-------- Stored records

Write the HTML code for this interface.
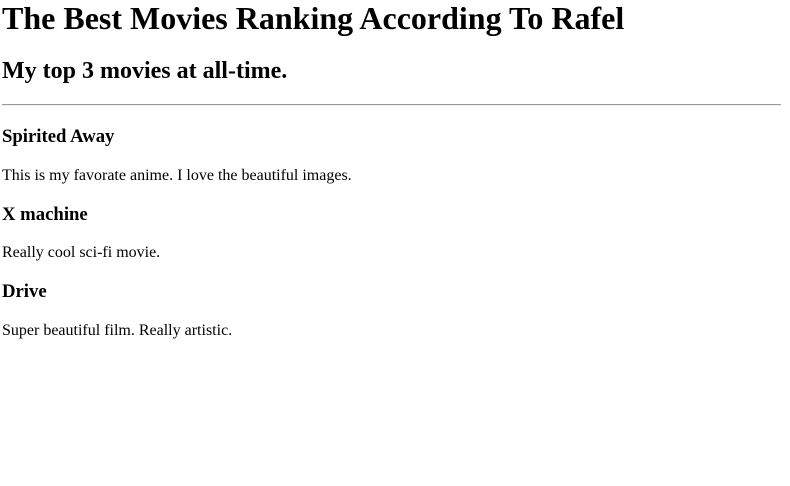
<!DOCTYPE html>
<html>
<head>
<meta charset="utf-8">
<style>
html,body{margin:0;padding:0;background:#fff;}
body{margin:0 2px;font-family:"Liberation Serif",serif;color:#000;width:786px;}
h1{font-size:32px;margin:0 0 21.44px 0;}
h2{font-size:24px;margin:19.92px 0 19px 0;}
h3{font-size:18.72px;margin:18.72px 0;}
hr + h3{margin-top:19.72px;}
p{font-size:16px;margin:16px 0;}
hr{width:779px;margin:8px 0 8px 0;border:none;border-top:1px solid #9a9a9a;border-bottom:1px solid #eee;height:0;}
</style>
</head>
<body>
<h1>The Best Movies Ranking According To Rafel</h1>
<h2>My top 3 movies at all-time.</h2>
<hr>
<h3>Spirited Away</h3>
<p>This is my favorate anime. I love the beautiful images.</p>
<h3>X machine</h3>
<p>Really cool sci-fi movie.</p>
<h3>Drive</h3>
<p>Super beautiful film. Really artistic.</p>
</body>
</html>
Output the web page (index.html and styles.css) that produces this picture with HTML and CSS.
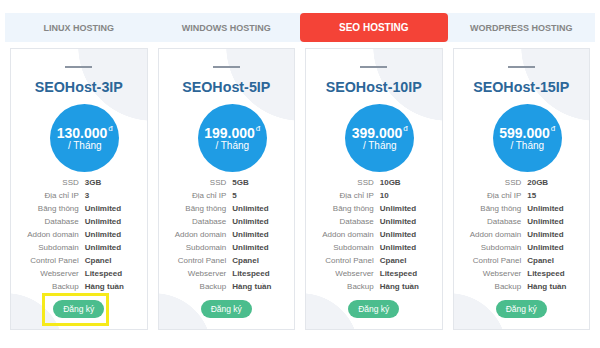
FILE: index.html
```html
<!DOCTYPE html>
<html lang="vi">
<head>
<meta charset="utf-8">
<title>SEO Hosting</title>
<link rel="stylesheet" href="styles.css">
</head>
<body>
<div class="page">
  <nav class="tabs">
    <div class="tab">LINUX HOSTING</div>
    <div class="tab">WINDOWS HOSTING</div>
    <div class="tab active">SEO HOSTING</div>
    <div class="tab">WORDPRESS HOSTING</div>
  </nav>
  <div class="plans">
    <div class="col">
      <div class="card">
        <div class="rule"></div>
        <h2 class="name">SEOHost-3IP</h2>
        <div class="price-wrap"><div class="price"><div class="amount">130.000<sup>đ</sup></div><div class="per">/ Tháng</div></div></div>
        <dl class="specs">
          <dt>SSD</dt><dd>3GB</dd>
          <dt>Địa chỉ IP</dt><dd>3</dd>
          <dt>Băng thông</dt><dd>Unlimited</dd>
          <dt>Database</dt><dd>Unlimited</dd>
          <dt>Addon domain</dt><dd>Unlimited</dd>
          <dt>Subdomain</dt><dd>Unlimited</dd>
          <dt>Control Panel</dt><dd>Cpanel</dd>
          <dt>Webserver</dt><dd>Litespeed</dd>
          <dt>Backup</dt><dd>Hàng tuần</dd>
        </dl>
        <div class="cta"><span class="btn-wrap"><a class="btn">Đăng ký</a><span class="highlight"></span></span></div>
      </div>
    </div>
    <div class="col">
      <div class="card">
        <div class="rule"></div>
        <h2 class="name">SEOHost-5IP</h2>
        <div class="price-wrap"><div class="price"><div class="amount">199.000<sup>đ</sup></div><div class="per">/ Tháng</div></div></div>
        <dl class="specs">
          <dt>SSD</dt><dd>5GB</dd>
          <dt>Địa chỉ IP</dt><dd>5</dd>
          <dt>Băng thông</dt><dd>Unlimited</dd>
          <dt>Database</dt><dd>Unlimited</dd>
          <dt>Addon domain</dt><dd>Unlimited</dd>
          <dt>Subdomain</dt><dd>Unlimited</dd>
          <dt>Control Panel</dt><dd>Cpanel</dd>
          <dt>Webserver</dt><dd>Litespeed</dd>
          <dt>Backup</dt><dd>Hàng tuần</dd>
        </dl>
        <div class="cta"><span class="btn-wrap"><a class="btn">Đăng ký</a></span></div>
      </div>
    </div>
    <div class="col">
      <div class="card">
        <div class="rule"></div>
        <h2 class="name">SEOHost-10IP</h2>
        <div class="price-wrap"><div class="price"><div class="amount">399.000<sup>đ</sup></div><div class="per">/ Tháng</div></div></div>
        <dl class="specs">
          <dt>SSD</dt><dd>10GB</dd>
          <dt>Địa chỉ IP</dt><dd>10</dd>
          <dt>Băng thông</dt><dd>Unlimited</dd>
          <dt>Database</dt><dd>Unlimited</dd>
          <dt>Addon domain</dt><dd>Unlimited</dd>
          <dt>Subdomain</dt><dd>Unlimited</dd>
          <dt>Control Panel</dt><dd>Cpanel</dd>
          <dt>Webserver</dt><dd>Litespeed</dd>
          <dt>Backup</dt><dd>Hàng tuần</dd>
        </dl>
        <div class="cta"><span class="btn-wrap"><a class="btn">Đăng ký</a></span></div>
      </div>
    </div>
    <div class="col">
      <div class="card">
        <div class="rule"></div>
        <h2 class="name">SEOHost-15IP</h2>
        <div class="price-wrap"><div class="price"><div class="amount">599.000<sup>đ</sup></div><div class="per">/ Tháng</div></div></div>
        <dl class="specs">
          <dt>SSD</dt><dd>20GB</dd>
          <dt>Địa chỉ IP</dt><dd>15</dd>
          <dt>Băng thông</dt><dd>Unlimited</dd>
          <dt>Database</dt><dd>Unlimited</dd>
          <dt>Addon domain</dt><dd>Unlimited</dd>
          <dt>Subdomain</dt><dd>Unlimited</dd>
          <dt>Control Panel</dt><dd>Cpanel</dd>
          <dt>Webserver</dt><dd>Litespeed</dd>
          <dt>Backup</dt><dd>Hàng tuần</dd>
        </dl>
        <div class="cta"><span class="btn-wrap"><a class="btn">Đăng ký</a></span></div>
      </div>
    </div>
  </div>
</div>
</body>
</html>
```

FILE: styles.css
```css
* { box-sizing: border-box; }
html, body { margin: 0; padding: 0; background: #ffffff; }
body { font-family: "Liberation Sans", Arial, sans-serif; }

.page {
  width: 600px;
  height: 348px;
  padding: 13px 5px 0 5px;
}

.tabs {
  display: grid;
  grid-template-columns: repeat(4, 1fr);
  height: 29px;
  background: #eef5fc;
}
.tab {
  display: flex;
  align-items: center;
  justify-content: center;
  font-size: 9px;
  font-weight: bold;
  color: #858585;
}
.tab.active {
  background: #f44337;
  color: #ffffff;
  font-size: 10px;
  border-radius: 4px;
}

.plans {
  display: grid;
  grid-template-columns: repeat(4, 1fr);
  margin-top: 6px;
}
.col { padding: 0 5px; }

.card {
  height: 282px;
  border: 1px solid #e3e6eb;
  background:
    radial-gradient(circle at 142px -3px, #f1f3f7 74.5px, rgba(241,243,247,0) 75px),
    radial-gradient(circle at -5px 302px, #f1f3f7 57.5px, rgba(241,243,247,0) 58px),
    #ffffff;
  padding: 17px 0 0 0;
  display: flex;
  flex-direction: column;
  align-items: stretch;
}

.rule {
  width: 27px;
  height: 2px;
  background: #8c95a2;
  margin: 0 auto;
}

.name {
  margin: 9px 0 0 0;
  font-size: 14.3px;
  line-height: 20px;
  font-weight: bold;
  color: #2c6698;
  text-align: center;
}

.price-wrap {
  display: flex;
  justify-content: center;
  padding-left: 12px;
  margin-top: 7px;
}
.price {
  width: 69px;
  height: 68px;
  border-radius: 50%;
  background: #1f9ce4;
  color: #ffffff;
  display: flex;
  flex-direction: column;
  align-items: center;
  justify-content: center;
}
.amount {
  font-size: 14px;
  font-weight: bold;
  line-height: 15px;
  white-space: nowrap;
}
.amount sup {
  font-size: 8px;
  font-weight: normal;
  vertical-align: top;
  line-height: 8px;
  position: relative;
  top: -1px;
  margin-left: 1px;
}
.per {
  font-size: 10px;
  line-height: 11px;
  margin-top: -1px;
}

.specs {
  display: grid;
  grid-template-columns: 1fr 1fr;
  margin: 3.5px 0 0 0;
  font-size: 8px;
  line-height: 13px;
}
.specs dt {
  text-align: right;
  color: #828282;
  white-space: nowrap;
}
.specs dd {
  margin: 0;
  padding-left: 6px;
  font-weight: bold;
  color: #4c4c4c;
  white-space: nowrap;
}

.cta {
  display: flex;
  justify-content: center;
  margin-top: 7.5px;
}
.btn-wrap {
  position: relative;
  display: inline-flex;
}
.btn {
  display: inline-flex;
  align-items: center;
  justify-content: center;
  width: 51px;
  height: 18px;
  border-radius: 9px;
  background: #4bbd8d;
  color: #ffffff;
  font-size: 8.5px;
  text-decoration: none;
}
.highlight {
  position: absolute;
  top: -7px;
  bottom: -8px;
  left: -11px;
  right: -5px;
  border: 3px solid #f6ea1a;
}
```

----------------

Exercise prompt: Select every line where the word "index" occurs.

Complete response:
Output the web page (index.html and styles.css) that produces this picture with HTML and CSS.
FILE: index.html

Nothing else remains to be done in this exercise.